For the first time in almost a year, I have managed to run a half marathon (21 km = 13 miles) again yesterday. I ran at Eton, a small town situated west of London, which forms one community with the town of Windsor, home to the oldest still inhabited castle in the world.
The run was held at Dorney Lake which will be the site for the rowing events at the 2012 Summer Olympics. (While running, it occurred to me that Britain should actually not have been awarded the “Summer” Olympics, but at best the “Mixed Weather with some Sunshine and scattered Showers” Olympics because the local definition of “summer” might disappoint many visitors.) Running around the same lake for 4 laps might not sound too interesting, but when you’re on your last legs, you don’t have much of an eye for the beauty of nature anyway.

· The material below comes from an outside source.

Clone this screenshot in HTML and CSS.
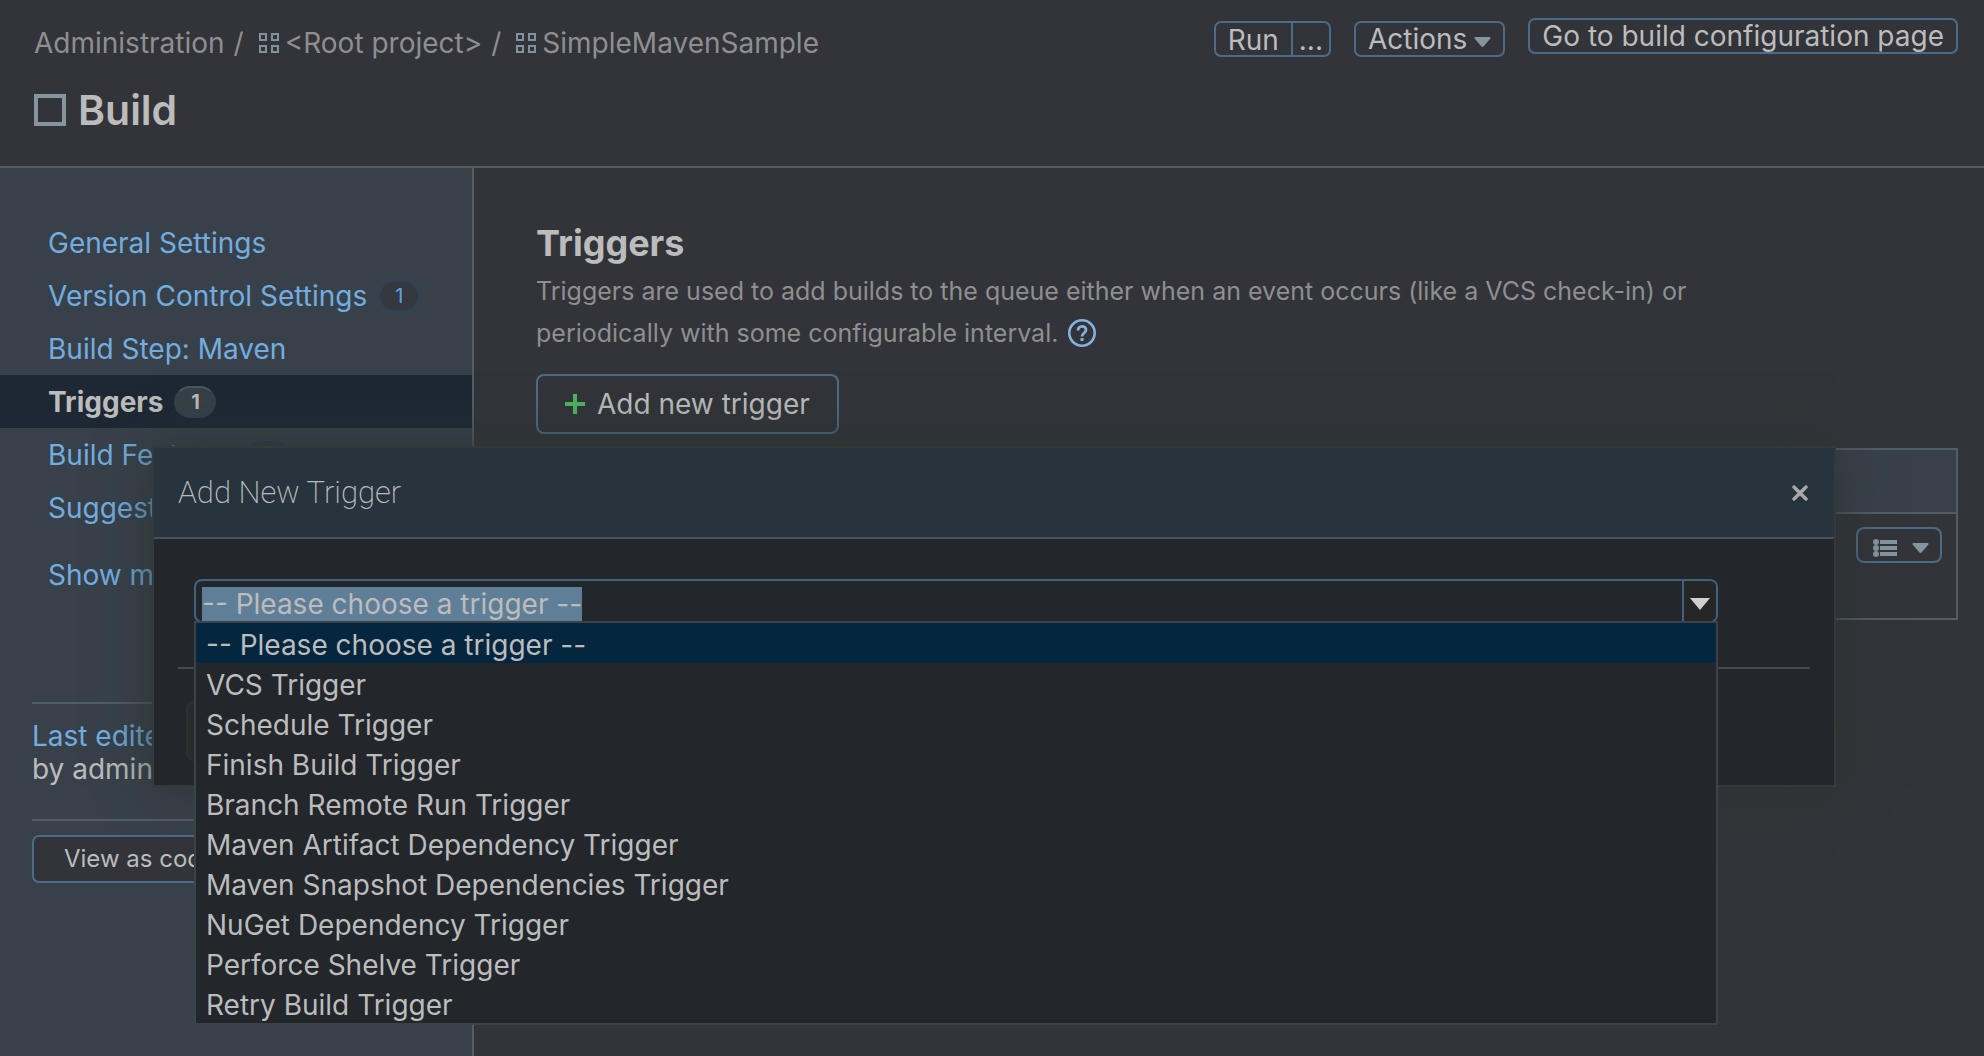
FILE: index.html
```html
<!DOCTYPE html>
<html lang="en">
<head>
<meta charset="utf-8">
<title>Build - Triggers</title>
<link rel="stylesheet" href="styles.css">
</head>
<body>
<svg class="sprite" aria-hidden="true">
  <symbol id="project" viewBox="0 0 20 20"><path d="M1 1h6v6H1zM13 1h6v6h-6zM1 13h6v6H1zM13 13h6v6h-6z" fill="none" stroke="currentColor" stroke-width="2"/></symbol>
  <symbol id="caret" viewBox="0 0 17 10"><path d="M1 0h15q1 1 0 2L9.500 9.500q-1 .8-2 0L1 2Q0 1 1 0z" fill="currentColor"/></symbol>
</svg>
<header class="header">
  <div class="heading">
    <nav class="crumbs" aria-label="Breadcrumb">
      <a href="#">Administration</a><span class="slash">/</span>
      <a href="#"><svg class="project"><use href="#project"/></svg>&lt;Root project&gt;</a><span class="slash">/</span>
      <a href="#"><svg class="project"><use href="#project"/></svg>SimpleMavenSample</a>
    </nav>
    <h1><span class="build-icon"></span>Build</h1>
  </div>
  <div class="actions">
    <div class="run"><button type="button">Run</button><button type="button" class="more">...</button></div>
    <button type="button" class="btn">Actions <svg class="caret"><use href="#caret"/></svg></button>
    <a href="#" class="btn config">Go to build configuration page</a>
  </div>
</header>
<div class="page">
  <aside class="sidebar">
    <nav class="menu" aria-label="Settings">
      <a href="#">General Settings</a>
      <a href="#">Version Control Settings<span class="count">1</span></a>
      <a href="#">Build Step: Maven</a>
      <a href="#" class="active" aria-current="page">Triggers<span class="count">1</span></a>
      <a href="#">Build Features<span class="count">0</span></a>
      <a href="#">Suggestions</a>
      <a href="#" class="show-more">Show more »</a>
    </nav>
    <div class="edited"><a href="#">Last edited</a><br>by admin</div>
    <div class="code"><button type="button">View as code</button></div>
  </aside>
  <main class="main">
    <h2>Triggers</h2>
    <p>Triggers are used to add builds to the queue either when an event occurs (like a VCS check-in) or<br>periodically with some configurable interval.
      <a href="#" class="help" aria-label="Help"><svg viewBox="0 0 28 28"><circle cx="14" cy="14" r="12.700" fill="none" stroke="currentColor" stroke-width="2.600"/><path d="M10 11.500c0-5.500 8-5.500 8-.5 0 3-4 3-4 6.500" fill="none" stroke="currentColor" stroke-width="2.800"/><path d="M12.500 19h3v3h-3z" fill="currentColor"/></svg></a></p>
    <button type="button" class="add"><svg viewBox="0 0 20 20"><path d="M8 0h4v8h8v4h-8v8H8v-8H0V8h8z" fill="currentColor"/></svg>Add new trigger</button>
    <table class="triggers">
      <thead><tr><th></th></tr></thead>
      <tbody><tr><td><button type="button" class="row-menu" aria-label="Trigger actions"><svg class="list" viewBox="0 0 24 18"><g fill="currentColor"><circle cx="3" cy="3" r="3"/><circle cx="3" cy="9" r="3"/><circle cx="3" cy="15" r="3"/><path d="M7 1h17v4H7zM7 7h17v4H7zM7 13h17v4H7z"/></g></svg><svg class="caret"><use href="#caret"/></svg></button></td></tr></tbody>
    </table>
  </main>
</div>
<div class="dialog" role="dialog" aria-labelledby="dialog-title">
  <div class="dialog-head">
    <h3 id="dialog-title">Add New Trigger</h3>
    <button type="button" class="close" aria-label="Close"><svg viewBox="0 0 16 16"><path d="M2 2l12 12M14 2L2 14" stroke="currentColor" stroke-width="3.400" stroke-linecap="round"/></svg></button>
  </div>
  <div class="dialog-body">
    <div class="combo">
      <input id="trigger" type="text" role="combobox" aria-label="Trigger" aria-expanded="true" aria-controls="options" value="-- Please choose a trigger --" spellcheck="false" autofocus>
      <button type="button" aria-label="Toggle list"><svg viewBox="0 0 20 12"><path d="M0 0h20L10 12z" fill="currentColor"/></svg></button>
      <ul id="options" class="options" role="listbox">
        <li role="option" aria-selected="true">-- Please choose a trigger --</li>
        <li role="option">VCS Trigger</li>
        <li role="option">Schedule Trigger</li>
        <li role="option">Finish Build Trigger</li>
        <li role="option">Branch Remote Run Trigger</li>
        <li role="option">Maven Artifact Dependency Trigger</li>
        <li role="option">Maven Snapshot Dependencies Trigger</li>
        <li role="option">NuGet Dependency Trigger</li>
        <li role="option">Perforce Shelve Trigger</li>
        <li role="option">Retry Build Trigger</li>
      </ul>
    </div>
    <div class="dialog-foot"><button type="button" class="save" disabled>Save</button></div>
  </div>
</div>
<script src="app.js"></script>
</body>
</html>
```
FILE: styles.css
```css
* { box-sizing: border-box; }
body {
  margin: 0;
  min-height: 100vh;
  display: flex;
  flex-direction: column;
  position: relative;
  overflow: hidden;
  background: #323439;
  color: #bcbcbc;
  font: 28px/34px Inter, "Liberation Sans", sans-serif;
}
a { color: #73ade0; text-decoration: none; }
button, input { font: inherit; color: inherit; margin: 0; padding: 0; background: none; border: 0; }
h1, h2, h3, p, ul { margin: 0; padding: 0; }
svg { display: block; flex: none; }
.sprite { position: absolute; width: 0; height: 0; }

.header {
  display: flex;
  justify-content: space-between;
  align-items: flex-start;
  height: 168px;
  padding: 18px 26px 0 34px;
  border-bottom: 2px solid #535d64;
}
.heading { padding-top: 8px; }
.crumbs { display: flex; align-items: center; }
.crumbs a { display: flex; align-items: center; gap: 6px; color: #8f8f8f; }
.slash { margin: 0 15px 0 9px; color: #8f8f8f; }
.project { width: 20px; height: 20px; color: #7f929d; }
h1 { display: flex; align-items: center; gap: 12px; margin-top: 28px; font-size: 41px; line-height: 44px; font-weight: 600; }
.build-icon { width: 32px; height: 32px; border: 4px solid #84959f; }

.actions { display: flex; gap: 23px; align-items: flex-start; }
.run, .btn {
  display: flex;
  align-items: center;
  height: 36px;
  margin-top: 3px;
  border: 2px solid #4b6c88;
  border-radius: 7px;
}
.run { align-items: stretch; }
.run button { padding: 0 12px; line-height: 34px; }
.run .more { padding: 0 6px; border-left: 2px solid #4b6c88; }
.btn { gap: 7px; padding: 0 12px; color: #bcbcbc; line-height: 36px; }
.config { margin-top: 0; }
.caret { width: 17px; height: 10px; color: #84959f; }
.btn .caret { margin-top: 5px; }

.page { flex: 1; display: flex; }
.sidebar { width: 474px; flex: none; padding-top: 48px; background: #38414a; border-right: 2px solid #535d64; }
.menu a { display: flex; align-items: center; height: 53px; padding: 1px 0 0 48px; }
.menu .active { background: #1d2834; color: #bcbcbc; font-weight: 700; }
.menu .show-more { margin-top: 14px; }
.count {
  width: 42px;
  margin-left: 11px;
  border: 2px solid #2d435c;
  border-radius: 16px;
  background: #35383f;
  color: #5da3e4;
  font-size: 20px;
  line-height: 28px;
  text-align: center;
}
.active .count { background: #364047; color: #bcbcbc; border-color: #4b555c #364047 #2a4059; }
.edited { margin: 101px 32px 0; padding: 16px 0 31px; height: 117px; border-top: 2px solid #535d64; line-height: 33px; }
.code { margin: 0 32px; padding-top: 14px; border-top: 2px solid #535d64; }
.code button { height: 48px; padding: 0 30px; border: 2px solid #4b6c88; border-radius: 7px; background: #323439; font-size: 24px; }

.main { flex: 1; padding: 51px 26px 0 62px; }
h2 { margin-bottom: 3px; font-size: 36px; line-height: 48px; font-weight: 700; }
p { margin-bottom: 20px; color: #8f8f8f; font-size: 25px; line-height: 42px; }
.help { display: inline-block; margin-left: 3px; vertical-align: -5px; }
.help svg { width: 28px; height: 28px; color: #83b2da; }
.add { display: flex; align-items: center; gap: 12px; height: 60px; padding: 0 27px; border: 2px solid #4b6c88; border-radius: 8px; }
.add svg { width: 20px; height: 20px; color: #4db462; }
.triggers { width: 100%; margin-top: 14px; border-collapse: collapse; }
.triggers th, .triggers td { padding: 0; border: 2px solid #535d64; }
.triggers th { height: 64px; background: #38414a; }
.triggers td { height: 106px; padding: 13px 14px; vertical-align: top; }
.row-menu { display: flex; align-items: center; gap: 15px; width: 86px; height: 36px; margin-left: auto; padding: 6px 0 0 15px; border: 2px solid #4b6c88; border-radius: 8px; color: #84959f; }
.list { width: 24px; height: 18px; }

.dialog {
  position: absolute;
  top: 446px;
  left: 152px;
  right: 148px;
  border: 2px solid #35393c;
  background: #23262b;
  box-shadow: 0 0 50px rgba(42, 52, 48, .9);
}
.dialog-head { display: flex; align-items: center; justify-content: space-between; height: 91px; padding: 0 26px 0 24px; background: #27343d; border-bottom: 2px solid #475159; }
h3 { font-family: Roboto, Inter, sans-serif; font-size: 31px; line-height: 40px; font-weight: 200; }
.close svg { width: 16px; height: 16px; color: #a9a9a9; }
.dialog-body { padding: 40px 24px 24px; }
.combo { position: relative; display: flex; height: 44px; margin: 0 92px 0 16px; border: 2px solid #41627e; border-radius: 8px; }
.combo input { flex: 1; min-width: 0; height: 34px; margin-top: 6px; padding-left: 6px; outline: 0; }
.combo input::selection { background: #5f7f98; color: #bcbcbc; }
.combo button { display: flex; align-items: center; justify-content: center; width: 34px; padding-top: 6px; border-left: 2px solid #41627e; background: #262626; border-radius: 0 6px 6px 0; }
.combo button svg { width: 20px; height: 12px; color: #d0d0d0; }
.options { position: absolute; z-index: 1; top: 40px; left: -2px; right: -2px; list-style: none; background: #23262b; border: 2px solid #3b4349; }
.options li { height: 40px; padding: 2px 0 0 10px; line-height: 40px; }
.options li[aria-selected] { background: #05263f; }
.dialog-foot { margin-top: 44px; padding: 32px 8px 0; border-top: 2px solid #414b52; }
.save { height: 60px; padding: 0 28px; border: 2px solid #303030; border-radius: 8px; background: #292b2e; }
```
FILE: app.js
```js
const field = document.getElementById("trigger");
field.focus();
field.select();
```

The course was almost completely flat, perfect to run at an even pace. The organisers had pace-setters and I decided to run in the 9-minute-per-mile flock, aiming at a total time of 2 hours. The first 10 km are always relatively easy for me, so I could break out of the pack, albeit not by much. I maintained a very steady pace, not even slowing down in the third quarter although this was the one where my feet and muscles began aching and I was thinking “what a stupid idea; why didn’t I just go for a long walk instead?” The last quarter is psychologically easier because you’re already counting down the mile markers: 11, 12 and finally 13. With the goal of a race time of under 2 hours in sight, I managed to carry on regardless of physical pain and fatigue, fighting for every minute.
Usually lacking the energy for a final sprint, this time I had prepared myself: In addition to the standard podcasts on my MP3 about revolutions in the Middle East, book reviews and other information supposed to prevent my obsession about wasting valuable brain-time to set in, I had downloaded some music of which I believed it would catapult my body into über-human speed. I opted for the soundtrack of “Matrix Reloaded”. It worked: On the last 1.5 miles, I managed quite a sprint and finished in 1 hour, 57 minutes and 10 seconds.
Now I am going to ache and limp for 2 days, but the sense of achievement is worth it.